Washington’s scapegoating of Pakistan for US failure in Afghanistan was ‘most painful thing,’ PM Khan tells RT
Pakistan paid a heavy price for siding with the US in its occupation of Afghanistan, so hearing American politicians blame Islamabad for its humiliating retreat hurts, Pakistani Prime Minister Imran Khan has said.
Speaking to RT, Khan expressed his anger towards American officials who have pointed fingers at Islamabad when apportioning blame for the US failure in Afghanistan. He highlighted the recent Senate Foreign Relations Committee hearings as an example of this frustrating rhetoric.

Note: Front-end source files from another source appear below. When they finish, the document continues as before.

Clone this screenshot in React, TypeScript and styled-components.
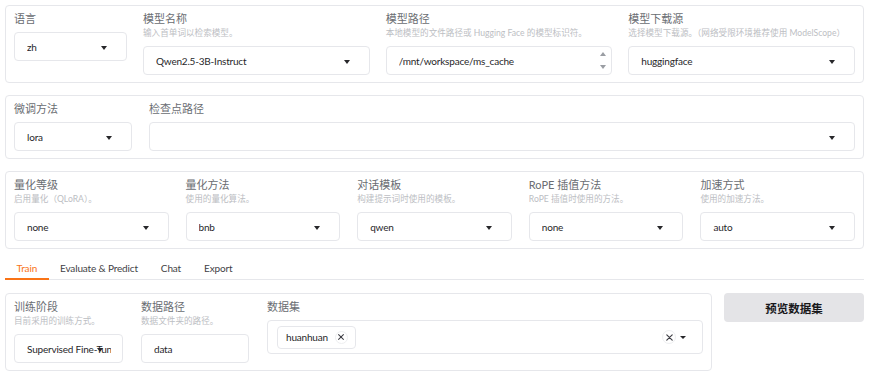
import React from "react";
import styled, { createGlobalStyle } from "styled-components";

const GlobalStyle = createGlobalStyle`
  html, body { margin: 0; padding: 0; background: #ffffff; }
  body {
    font-family: "Lato", "Noto Sans CJK SC", sans-serif;
    -webkit-font-smoothing: antialiased;
  }
  * { box-sizing: border-box; }
`;

const Page = styled.div`
  width: 869px;
  padding: 5px 5px 0 5px;
  display: flex;
  flex-direction: column;
`;

const Panel = styled.div<{ $cols: string; $gap: number; $mt?: number }>`
  display: grid;
  grid-template-columns: ${(p) => p.$cols};
  column-gap: ${(p) => p.$gap}px;
  align-items: start;
  border: 1px solid #e6e7eb;
  border-radius: 4px;
  background: #fff;
  padding: 6px 8px 7px 8px;
  margin-top: ${(p) => p.$mt ?? 0}px;
`;

const Field = styled.div`
  display: flex;
  flex-direction: column;
  min-width: 0;
`;

const Header = styled.div`
  display: flex;
  flex-direction: column;
  margin-bottom: 6px;
`;

const Label = styled.div`
  font-size: 11px;
  line-height: 14px;
  color: #6a6d72;
  white-space: nowrap;
`;

const Hint = styled.div`
  font-size: 8.6px;
  line-height: 13px;
  margin-top: 1px;
  color: #bcbec3;
  white-space: nowrap;
`;

const Box = styled.div<{ $h?: number; $pl?: number }>`
  position: relative;
  display: flex;
  align-items: center;
  height: ${(p) => p.$h ?? 29}px;
  border: 1px solid #e6e7eb;
  border-radius: 4px;
  background: #fff;
  padding: 0 11px 0 ${(p) => p.$pl ?? 12}px;
  overflow: hidden;
`;

const Value = styled.div`
  font-size: 10px;
  letter-spacing: -0.2px;
  color: #27272a;
  white-space: nowrap;
  overflow: hidden;
  flex: 1;
  min-width: 0;
`;

const Caret = styled.span`
  position: absolute;
  right: 19px;
  top: 50%;
  margin-top: -1px;
  width: 0;
  height: 0;
  border-left: 3.5px solid transparent;
  border-right: 3.5px solid transparent;
  border-top: 4px solid #27272a;
`;

const Spinner = styled.div`
  position: absolute;
  right: 5px;
  top: 0;
  bottom: 0;
  display: flex;
  flex-direction: column;
  justify-content: space-between;
  padding: 5px 0 5px 0;
`;

const SpinArrow = styled.span<{ $up?: boolean }>`
  width: 0;
  height: 0;
  border-left: 3.5px solid transparent;
  border-right: 3.5px solid transparent;
  ${(p) =>
    p.$up ? "border-bottom: 4px solid #9a9da3;" : "border-top: 4px solid #9a9da3;"}
`;

const TabBar = styled.div`
  display: flex;
  margin-top: 9px;
  height: 22px;
  border-bottom: 1px solid #e6e7eb;
`;

const Tab = styled.div<{ $active?: boolean }>`
  padding: 0 11.5px;
  font-size: 10px;
  letter-spacing: -0.15px;
  line-height: 20px;
  color: ${(p) => (p.$active ? "#f97316" : "#3f3f46")};
  border-bottom: 2px solid ${(p) => (p.$active ? "#f97316" : "transparent")};
  margin-bottom: -1px;
  white-space: nowrap;
`;

const TrainRow = styled.div`
  display: grid;
  grid-template-columns: 707px 1fr;
  column-gap: 12px;
  align-items: start;
  margin-top: 13px;
`;

const Chips = styled.div`
  display: flex;
  align-items: center;
  flex: 1;
`;

const Chip = styled.div`
  display: flex;
  align-items: center;
  gap: 7px;
  height: 23px;
  padding: 0 7px 0 8px;
  border: 1px solid #e6e7eb;
  border-radius: 4px;
  font-size: 10px;
  letter-spacing: -0.2px;
  color: #27272a;
`;

const CloseDot = styled.span<{ $size: number }>`
  display: inline-flex;
  align-items: center;
  justify-content: center;
  width: ${(p) => p.$size}px;
  height: ${(p) => p.$size}px;
  border-radius: 50%;
  border: 1px solid #eeeff1;
  color: #3f3f46;
`;

const TailControls = styled.div`
  display: flex;
  align-items: center;
  gap: 4px;
  margin-right: 5px;
`;

const InlineCaret = styled.span`
  width: 0;
  height: 0;
  border-left: 3px solid transparent;
  border-right: 3px solid transparent;
  border-top: 3.5px solid #27272a;
`;

const PreviewButton = styled.button`
  height: 29px;
  border: none;
  border-radius: 4px;
  background: #e4e4e7;
  font-family: "Lato", "Noto Sans CJK SC", sans-serif;
  font-size: 11.5px;
  font-weight: 700;
  color: #18181b;
  cursor: pointer;
`;

const XIcon = ({ s }: { s: number }) => (
  <svg width={s} height={s} viewBox="0 0 10 10">
    <path d="M2 2 L8 8 M8 2 L2 8" stroke="#3f3f46" strokeWidth="1.3" strokeLinecap="round" />
  </svg>
);

type SelectProps = { label: string; hint?: string; value: string };

const SelectField = ({ label, hint, value }: SelectProps) => (
  <Field>
    <Header>
      <Label>{label}</Label>
      {hint && <Hint>{hint}</Hint>}
    </Header>
    <Box>
      <Value>{value}</Value>
      <Caret />
    </Box>
  </Field>
);

export default function App() {
  return (
    <>
      <GlobalStyle />
      <Page>
        <Panel $cols="113px repeat(3, 1fr)" $gap={16}>
          <SelectField label="语言" value="zh" />
          <SelectField label="模型名称" hint="输入首单词以检索模型。" value="Qwen2.5-3B-Instruct" />
          <Field>
            <Header>
              <Label>模型路径</Label>
              <Hint>本地模型的文件路径或 Hugging Face 的模型标识符。</Hint>
            </Header>
            <Box>
              <Value>/mnt/workspace/ms_cache</Value>
              <Spinner>
                <SpinArrow $up />
                <SpinArrow />
              </Spinner>
            </Box>
          </Field>
          <SelectField
            label="模型下载源"
            hint="选择模型下载源。（网络受限环境推荐使用 ModelScope）"
            value="huggingface"
          />
        </Panel>

        <Panel $cols="118px 1fr" $gap={17} $mt={12}>
          <SelectField label="微调方法" value="lora" />
          <SelectField label="检查点路径" value="" />
        </Panel>

        <Panel $cols="repeat(5, 1fr)" $gap={17} $mt={12}>
          <SelectField label="量化等级" hint="启用量化（QLoRA）。" value="none" />
          <SelectField label="量化方法" hint="使用的量化算法。" value="bnb" />
          <SelectField label="对话模板" hint="构建提示词时使用的模板。" value="qwen" />
          <SelectField label="RoPE 插值方法" hint="RoPE 插值时使用的方法。" value="none" />
          <SelectField label="加速方式" hint="使用的加速方法。" value="auto" />
        </Panel>

        <TabBar>
          <Tab $active>Train</Tab>
          <Tab>Evaluate &amp; Predict</Tab>
          <Tab>Chat</Tab>
          <Tab>Export</Tab>
        </TabBar>

        <TrainRow>
          <Panel $cols="109px 108px 1fr" $gap={18}>
            <SelectField label="训练阶段" hint="目前采用的训练方式。" value="Supervised Fine-Tuning" />
            <Field>
              <Header>
                <Label>数据路径</Label>
                <Hint>数据文件夹的路径。</Hint>
              </Header>
              <Box>
                <Value>data</Value>
              </Box>
            </Field>
            <Field>
              <Header>
                <Label>数据集</Label>
              </Header>
              <Box $h={34} $pl={9}>
                <Chips>
                  <Chip>
                    huanhuan
                    <CloseDot $size={13}>
                      <XIcon s={8} />
                    </CloseDot>
                  </Chip>
                </Chips>
                <TailControls>
                  <CloseDot $size={14}>
                    <XIcon s={9} />
                  </CloseDot>
                  <InlineCaret />
                </TailControls>
              </Box>
            </Field>
          </Panel>
          <PreviewButton>预览数据集</PreviewButton>
        </TrainRow>
      </Page>
    </>
  );
}
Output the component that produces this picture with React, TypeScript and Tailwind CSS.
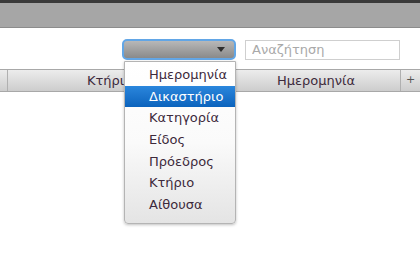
import { useState } from "react";

const options = [
  "Ημερομηνία",
  "Δικαστήριο",
  "Κατηγορία",
  "Είδος",
  "Πρόεδρος",
  "Κτήριο",
  "Αίθουσα",
];

export default function App() {
  const [selected, setSelected] = useState(1);

  return (
    <div className="w-[420px] h-[266px] bg-white overflow-hidden font-['DejaVu_Sans',sans-serif] text-[13px]">
      {/* window top */}
      <div className="h-[3px] bg-[#3a3a3a]" />
      <div className="h-[25px] bg-[#a6a6a6] border-b border-[#8c8c8c]" />

      {/* toolbar */}
      <div className="flex justify-end items-center gap-[9px] pr-[20px] pt-[11px]">
        <div className="relative">
          <div className="w-[114px] h-[21px] rounded-[5px] border-2 border-[#62a6e6] bg-gradient-to-b from-[#b8b8b8] to-[#8a8a8a] flex items-center justify-end pr-[9px]">
            <svg width="8" height="5" viewBox="0 0 8 5">
              <path d="M0 0H8L4 5Z" fill="#2e2e2e" />
            </svg>
          </div>

          {/* popup list */}
          <div className="absolute left-[2px] top-[22px] w-[112px] z-10 pt-[2px] pb-[7px] bg-gradient-to-b from-white via-[#fafafa] to-[#e4e4e4] border border-[#b4b4b4] rounded-b-[4px] shadow-[0_1px_3px_rgba(0,0,0,0.25)]">
            {options.map((o, i) => (
              <div
                key={o}
                onMouseDown={() => setSelected(i)}
                className={
                  i === selected
                    ? "h-[21.67px] flex items-center pl-[24px] text-white bg-gradient-to-b from-[#2a86dc] to-[#0a63bd]"
                    : "h-[21.67px] flex items-center pl-[24px] text-[#3d2a3c]"
                }
              >
                {o}
              </div>
            ))}
          </div>
        </div>
        <input
          placeholder="Αναζήτηση"
          className="w-[155px] h-[20px] border border-[#cfcfcf] px-[6px] text-[13px] text-[#333] placeholder:text-[#a9a9a9] outline-none font-['DejaVu_Sans',sans-serif]"
        />
      </div>

      {/* table header */}
      <div className="mt-[9px] h-[23px] flex border-y border-[#a8a8a8] bg-gradient-to-b from-[#ececec] to-[#cdcdcd] text-[#3d2a3c]">
        <div className="w-[8px] border-r border-[#b0b0b0]" />
        <div className="w-[204px] flex items-center justify-center border-r border-[#b0b0b0]">
          Κτήριο
        </div>
        <div className="w-[20px] border-r border-[#b0b0b0]" />
        <div className="flex-1 flex items-center justify-center border-r border-[#b0b0b0]">
          Ημερομηνία
        </div>
        <div className="w-[19px] flex items-center justify-center text-[#555] text-[11px]">
          +
        </div>
      </div>
    </div>
  );
}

“As a Pakistani, I felt deeply hurt by some of the remarks made by those senators. To blame Pakistan for this debacle in Afghanistan is the most painful thing for us to listen to,” he said.
Pakistan was in a tremulous situation when the 9/11 terrorist attacks occurred in the US. Pervez Musharraf, a general who’d come to power through a military coup, had just been elected president and was seeking US assistance for his government. Committing Pakistani support to the invasion of Afghanistan helped secure American military aid, but, Khan believes, was still a wrong call. It alienated the ujahideen forces, which the Pakistani intelligence helped build up just two decades ago as part of the US anti-Soviet campaign in Afghanistan.
“We have trained them to fight against a foreign occupation. It was a holy war, a jihad,” he said. And with the Americans invading, Pakistan was telling the same people that “a fight against the Americans was terrorism. So they turned against us. They called us collaborators.”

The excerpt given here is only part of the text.